Browse our growing supplies at freshrooms.eu


Frequently Asked Questions:

Can you really grow mushrooms at home without special equipment?

Yes - and you need less than most people think. At the simplest level (a ready-to-fruit block), all you need is a spray bottle with water. For an all-in-one grow bag you'll also need gloves and isopropyl alcohol, both of which you can pick up at any hardware store like OBI for a couple of euros. No lab, no autoclave, nothing expensive.

What is the easiest mushroom to grow for beginners?

Oyster mushrooms as a group are the most beginner-friendly - with one exception: king oyster can be tricky and isn't the best starting point. Blue oyster, pearl oyster, yellow oyster and pink oyster are all solid choices depending on the season. Lion's mane is also a great option for beginners and tends to do well even without perfect conditions.

How long does it take to grow mushrooms at home?

It depends on the variety. Oyster mushrooms and lion's mane typically take around 3-5 weeks from inoculation to first harvest. Shiitake is a different story - it can take anywhere from 6 to 12 weeks. If you want results quickly, oysters are the way to go.

What temperature and humidity do mushrooms need?

Temperature varies by species - each variety has its own preferred range, which is covered in detail in the varieties section above. Humidity is more universal: most mushrooms fruit best at 80-90% relative humidity. Just as important is fresh air exchange - CO2 buildup is one of the most common reasons pins don't form or develop poorly. Humidity and fresh air are equally critical, not one or the other.
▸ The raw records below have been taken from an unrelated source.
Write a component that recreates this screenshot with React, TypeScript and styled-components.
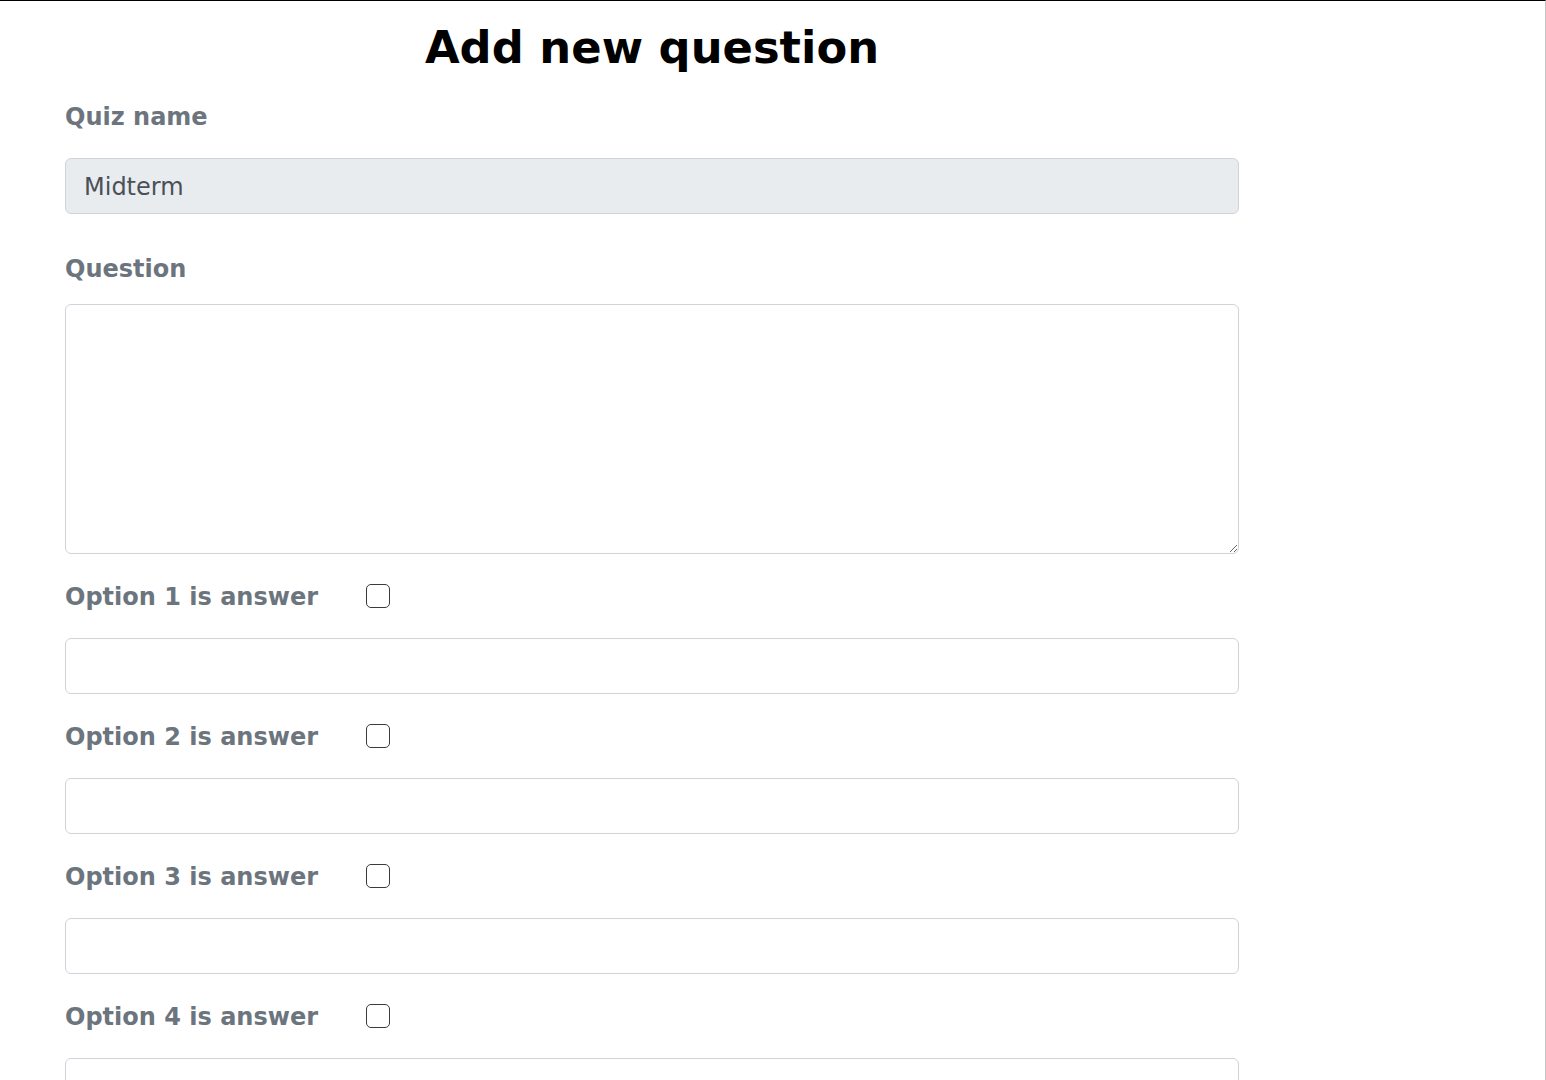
import React from 'react';
import styled, { createGlobalStyle } from 'styled-components';

const GlobalStyle = createGlobalStyle`
  html, body {
    margin: 0;
    padding: 0;
    background: #fff;
  }
  body {
    font-family: 'DejaVu Sans', 'Liberation Sans', sans-serif;
  }
  * {
    box-sizing: border-box;
  }
`;

const Page = styled.div`
  width: 1546px;
  min-height: 1080px;
  border-top: 1px solid #000;
  border-right: 1px solid #c4c4c4;
`;

const Form = styled.form`
  width: 1174px;
  margin-left: 65px;
  display: flex;
  flex-direction: column;
`;

const Title = styled.h1`
  margin: 0 0 23px;
  padding-top: 20px;
  text-align: center;
  font-size: 44.8px;
  line-height: 54px;
  font-weight: 700;
  color: #000;
`;

const Label = styled.label<{ $after?: number }>`
  display: flex;
  align-items: center;
  height: 36px;
  padding-top: 2px;
  margin-bottom: ${(p) => p.$after ?? 24}px;
  font-size: 24px;
  font-weight: 700;
  color: #6c757d;
`;

const Input = styled.input<{ $after?: number }>`
  display: block;
  width: 100%;
  height: 56px;
  margin: 0 0 ${(p) => p.$after ?? 24}px;
  padding: 2px 18px 0;
  font-family: 'DejaVu Sans', sans-serif;
  font-size: 24px;
  color: #495057;
  background: #fff;
  border: 1px solid #ced4da;
  border-radius: 6px;
  outline: none;

  &:disabled {
    background: #e9ecef;
    color: #495057;
    opacity: 1;
  }
`;

const TextArea = styled.textarea`
  display: block;
  width: 100%;
  height: 250px;
  margin: 0 0 24px;
  padding: 8px 18px;
  font-family: 'DejaVu Sans', sans-serif;
  font-size: 24px;
  color: #495057;
  border: 1px solid #ced4da;
  border-radius: 6px;
  resize: vertical;
  outline: none;
`;

const Check = styled.input`
  appearance: none;
  width: 24px;
  height: 24px;
  margin: -2px 0 0 48px;
  border: 1.5px solid #3a3a3a;
  border-radius: 5px;
  background: #fff;

  &:checked {
    background: #0d6efd;
    border-color: #0d6efd;
  }
`;

const options = [1, 2, 3, 4];

export default function App() {
  return (
    <>
      <GlobalStyle />
      <Page>
        <Form onSubmit={(e) => e.preventDefault()}>
          <Title>Add new question</Title>

          <Label htmlFor="quiz">Quiz name</Label>
          <Input id="quiz" value="Midterm" disabled readOnly $after={36} />

          <Label htmlFor="question" $after={18}>
            Question
          </Label>
          <TextArea id="question" />

          {options.map((n) => (
            <React.Fragment key={n}>
              <Label>
                Option {n} is answer
                <Check type="checkbox" />
              </Label>
              <Input type="text" />
            </React.Fragment>
          ))}
        </Form>
      </Page>
    </>
  );
}
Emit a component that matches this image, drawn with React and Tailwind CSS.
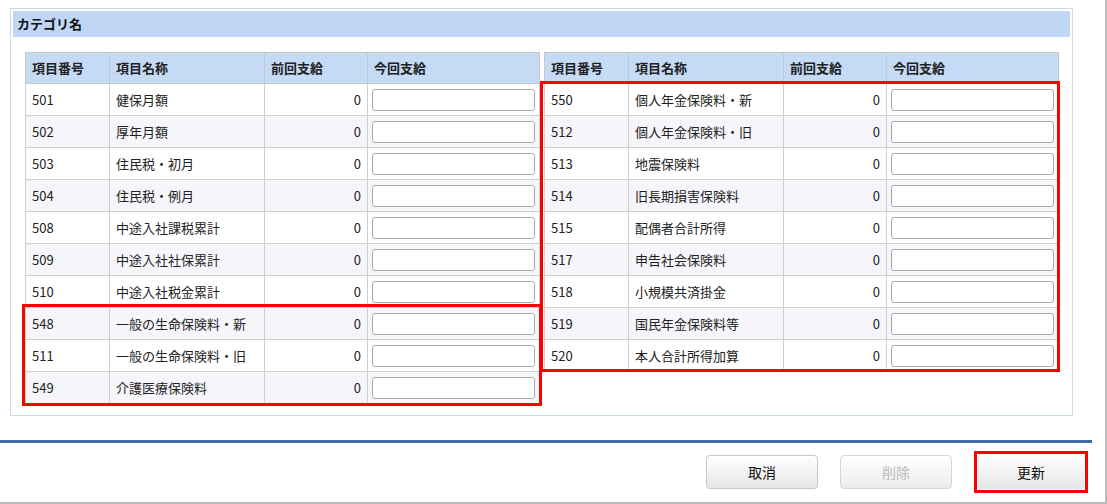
const L=[["501","健保月額"],["502","厚年月額"],["503","住民税・初月"],["504","住民税・例月"],["508","中途入社課税累計"],["509","中途入社社保累計"],["510","中途入社税金累計"],["548","一般の生命保険料・新"],["511","一般の生命保険料・旧"],["549","介護医療保険料"]];
const R=[["550","個人年金保険料・新"],["512","個人年金保険料・旧"],["513","地震保険料"],["514","旧長期損害保険料"],["515","配偶者合計所得"],["517","申告社会保険料"],["518","小規模共済掛金"],["519","国民年金保険料等"],["520","本人合計所得加算"]];
function T({rows}){return(
<table className="border-collapse text-[13px] text-[#222] w-[515px] table-fixed">
<colgroup><col className="w-[84px]"/><col className="w-[155px]"/><col className="w-[103px]"/><col/></colgroup>
<thead><tr className="bg-[#c4daf5] h-[31px] font-bold">{["項目番号","項目名称","前回支給","今回支給"].map(h=><th key={h} className="border border-[#c8c8c8] text-left px-[6px] font-bold">{h}</th>)}</tr></thead>
<tbody>{rows.map(([a,b],i)=><tr key={a} className={`h-[32px] ${i%2?"bg-[#f6f6fa]":"bg-white"}`}>
<td className="border border-[#d0d0d0] px-[6px]">{a}</td><td className="border border-[#d0d0d0] px-[6px]">{b}</td><td className="border border-[#d0d0d0] px-[6px] text-right">0</td>
<td className="border border-[#d0d0d0] px-[4px]"><div className="h-[22px] bg-white border border-[#aaa] rounded-[3px]"/></td></tr>)}</tbody></table>)}
export default function App(){return(
<div className="w-[1107px] h-[504px] bg-white border-r-2 border-b-2 border-[#bbb] relative" style={{fontFamily:'"Noto Sans CJK JP","Noto Sans",sans-serif'}}>
<div className="pt-[8px] pl-[10px] w-[1073px]">
<div className="border border-[#c8daf0] h-[408px] p-[2px]">
<div className="bg-[#bfd7f5] h-[26px] px-[4px] flex items-center text-[13px] font-bold text-[#111]">カテゴリ名</div>
<div className="flex items-start gap-[4px] pl-[12px] pt-[15px]"><T rows={L}/><T rows={R}/></div>
</div></div>
<div className="mt-[24px] h-[3px] w-[1092px] bg-[#3a6ea5]"/>
<div className="flex items-center pl-[706px] pt-[8px] gap-[22px] text-[14px]">
<div className="w-[112px] h-[34px] rounded-[4px] border border-[#c8c8c8] bg-gradient-to-b from-white to-[#e6e6e6] flex items-center justify-center text-[#111]">取消</div>
<div className="w-[112px] h-[34px] rounded-[4px] border border-[#d8d8d8] bg-gradient-to-b from-white to-[#ececec] flex items-center justify-center text-[#bbb]">削除</div>
<div className="w-[114px] h-[42px] border-[3px] border-[#f00] flex items-center justify-center"><div className="w-[106px] h-[34px] rounded-[2px] bg-gradient-to-b from-white to-[#e6e6e6] flex items-center justify-center text-[#111]">更新</div></div>
</div>
<div className="absolute left-[22px] top-[304px] w-[520px] h-[102px] border-[3px] border-[#f00]"/>
<div className="absolute left-[540px] top-[81px] w-[520px] h-[291px] border-[3px] border-[#f00]"/>
</div>)}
What is an all-in-one grow bag?

An all-in-one grow bag is a single pre-sterilised bag that contains everything you need to grow mushrooms at home - substrate, grain, a filter patch and an injection port. You inoculate it with a liquid culture syringe, wait for colonisation, then initiate fruiting. Because nothing needs to be mixed in open air, contamination risk is low. It's one of the simplest and most reliable ways to grow gourmet mushrooms at home.